When the prophet Habakkuk declares that “the righteous will live by their faith,” he is speaking to people caught in the tension between God’s promises and the harsh realities of their world and their lives as they know them in the present moment. As we live, even as we live by faith, we struggle with pain and doubt. There are, and will be, plenty of things that increase both.
Note, for example, how your gift of fixing up my house doesn’t take away the fact that I’m still bedridden and broke. Faith doesn’t take away the troubles we see in the world or the hurts we face in our lives. Yet to ‘live by faith’ in Habakkuk’s sense is not passive resignation to reality or clinging to naïve ideas of God that can’t withstand the winds of real life for five minutes. The prophet Habakkuk is worth knowing because he points us to God whose steadfast love and faithfulness have the capacity to give us stability in our present need and whenever we cry out, “How long?”
Faith is a way of life grounded in the confidence that God is still sovereign, even when the world is out of joint. This is how Paul describes faith in today’s second reading. “Relying on the power of God who saved us and called us with a holy calling, not according to our works but according to God’s own purpose and grace.” Faith is endurance, a steady trust that God’s promises will prevail over the apparent triumph of evil. Faith trusts the strength that God gives even when there is no visible reason for hope.
And did you hear how Habakkuk says that the opposite of this faith is not doubt but arrogance, the arrogance of the proud who rely on their own power, exploit others, and imagine themselves secure. In contrast, Habakkuk says, the righteous live not by what they see, but by the unseen faithfulness of God. “Look at the proud! Their spirit is not right in them, but the righteous live by their faith.”

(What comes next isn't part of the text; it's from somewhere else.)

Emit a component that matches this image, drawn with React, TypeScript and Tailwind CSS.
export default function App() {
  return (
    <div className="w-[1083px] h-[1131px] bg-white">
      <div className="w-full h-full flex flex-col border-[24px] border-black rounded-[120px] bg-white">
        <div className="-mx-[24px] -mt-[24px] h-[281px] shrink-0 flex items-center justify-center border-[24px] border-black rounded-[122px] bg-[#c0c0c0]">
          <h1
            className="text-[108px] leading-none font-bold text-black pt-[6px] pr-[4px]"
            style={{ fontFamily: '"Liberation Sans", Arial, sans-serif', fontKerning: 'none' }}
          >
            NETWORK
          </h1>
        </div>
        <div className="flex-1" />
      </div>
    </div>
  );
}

When everything around shouts arrogance and doom, Habakkuk’s word that “The righteous live by their faith” is a whispered word of courage and hope for you. For Habakkuk and for us, faith is the lifeline that connects us to God in a broken world. It enables us to endure without bitterness, to hope without denial, and to act with integrity even when everything around us seems corrupt. To live by faith is to live in trust that God’s justice will come, and that God’s steadfast love and faithfulness are stronger than the world’s brokenness. The author Flannery O’Connor once wrote in a letter to a friend and said, “Faith comes and goes. It rises and falls like the tides of an invisible ocean. You arrive at enough certainty to be able to make your way, but it you are always making your way in the darkness.” But we can make our way through, as Paul says, “relying on the power of God who saved us and called us with a holy calling, not according to our works, but according to God’s own purpose and grace.”

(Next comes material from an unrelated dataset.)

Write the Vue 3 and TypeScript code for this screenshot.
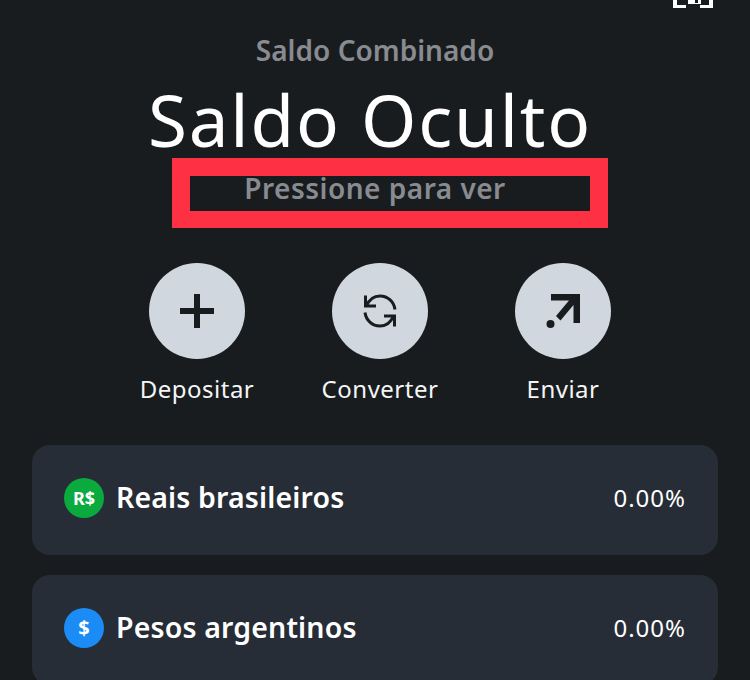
<script setup lang="ts">
interface Row { name: string; pct: string; badge: string; kind: string }
const actions: string[] = ['Depositar', 'Converter', 'Enviar']
const rows: Row[] = [
  { name: 'Reais brasileiros', pct: '0.00%', badge: 'R$', kind: 'green' },
  { name: 'Pesos argentinos', pct: '0.00%', badge: '$', kind: 'blue' }
]
</script>

<template>
  <main class="page">
    <div class="top">
      <svg class="scan" width="40" height="9" viewBox="0 0 40 9" fill="#fff">
        <path d="M0 0H4V5H13V8H0Z" />
        <path d="M40 0H36V5H27V8H40Z" />
        <path d="M15 0H22V3H25V0H28V4H15Z" />
      </svg>
    </div>
    <p class="label">Saldo Combinado</p>
    <h1 class="title">Saldo Oculto</h1>
    <div class="hint">
      <span>Pressione para ver</span>
      <div class="mark"></div>
    </div>
    <section class="actions">
      <div v-for="(a, i) in actions" :key="a" class="action">
        <div class="circle">
          <svg v-if="i === 0" width="34" height="34" viewBox="0 0 34 34" fill="#181c1f">
            <rect x="0" y="14" width="34" height="6" />
            <rect x="14" y="0" width="6" height="34" />
          </svg>
          <svg v-else-if="i === 1" width="34" height="34" viewBox="0 0 34 34" fill="none" stroke="#181c1f" stroke-width="3">
            <path d="M2.500 1.500V12H13" />
            <path d="M3.500 12C6 6 11 2 17 2C25 2 31 8 32 15.500" />
            <path d="M31.500 32.500V22H21" />
            <path d="M30.500 22C28 28 23 32 17 32C9 32 3 26 2 18.500" />
          </svg>
          <svg v-else width="34" height="34" viewBox="0 0 34 34" fill="#181c1f">
            <path d="M5 0H34V29H27.500V11L14.500 26.500L10 22L23 6.500H5Z" />
            <circle cx="4.500" cy="30" r="4" />
          </svg>
        </div>
        <span class="action-label">{{ a }}</span>
      </div>
    </section>
    <section class="list">
      <article v-for="r in rows" :key="r.name" class="card">
        <div class="badge" :class="r.kind">{{ r.badge }}</div>
        <span class="name">{{ r.name }}</span>
        <span class="pct">{{ r.pct }}</span>
      </article>
    </section>
  </main>
</template>

<style>
html, body { margin: 0; background: #181c1f; overflow: hidden; }
</style>

<style scoped>
.page {
  width: 750px;
  height: 680px;
  overflow: hidden;
  background: #181c1f;
  color: #fff;
  font-family: "Noto Sans", "Open Sans", sans-serif;
  box-sizing: border-box;
}
.top { height: 33px; display: flex; justify-content: flex-end; padding-right: 37px; align-items: flex-start; }
.label {
  margin: 0;
  height: 34px;
  line-height: 34px;
  font-size: 28px;
  font-weight: 600;
  color: #888b8f;
  text-align: center;
}
.title {
  margin: 0;
  padding: 15px 10px 0 0;
  height: 76px;
  line-height: 76px;
  font-size: 71px;
  font-weight: 400;
  text-align: center;
  letter-spacing: 1.800px;
}
.hint {
  position: relative;
  padding-top: 9px;
  height: 42px;
  line-height: 42px;
  font-size: 28px;
  font-weight: 600;
  color: #888b8f;
  text-align: center;
  letter-spacing: 0.500px;
}
.mark {
  position: absolute;
  left: 172px;
  top: 0;
  width: 436px;
  height: 70px;
  box-sizing: border-box;
  border: 18px solid #fd3044;
  border-bottom-width: 17px;
}
.actions {
  display: flex;
  justify-content: flex-start;
  gap: 63px;
  padding-left: 137px;
  margin-top: 54px;
}
.action { width: 120px; display: flex; flex-direction: column; align-items: center; }
.circle {
  width: 96px;
  height: 96px;
  border-radius: 50%;
  background: #d1d7de;
  display: flex;
  align-items: center;
  justify-content: center;
}
.action-label { margin-top: 13px; font-size: 24px; line-height: 34px; color: #f4f5f6; white-space: nowrap; letter-spacing: 0.500px; }
.list { margin-top: 39px; padding: 0 32px; display: flex; flex-direction: column; gap: 20px; }
.card {
  height: 110px;
  box-sizing: border-box;
  border-radius: 18px;
  background: #262d36;
  display: flex;
  align-items: center;
  padding: 0 32px 5px 32px;
  flex: none;
}
.badge {
  width: 40px;
  height: 40px;
  border-radius: 50%;
  display: flex;
  align-items: center;
  justify-content: center;
  font-size: 18px;
  font-weight: 700;
  color: #fff;
  flex: none;
}
.green { background: #0aaa3e; }
.blue { background: #1b8cf5; font-size: 20px; }
.name { margin: 0 0 2px 12px; font-size: 28.500px; font-weight: 600; color: #fff; letter-spacing: 0.150px; }
.pct { margin-left: auto; font-size: 24px; color: #fff; letter-spacing: 1px; }
</style>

When Paul wrote those words, he was writing from prison. Even with faith, this great apostle suffered. Yet he could also say, “I know the one in whom I have put my trust” When the disciples, aware of their great need, ask Jesus for more faith, he promises to be with them and work through them in the least likely and smallest of all places: mustard seeds barely visible or measurable. They don’t need great faith, but the steadfast love and faithfulness of a great God. This same steadfast love is Jesus’ gift for you so that you can rely on his grace in your life, a Spirit-filled word of courage and hope spoken today, and each day, to you by Habakkuk. “The righteous live by their faith.”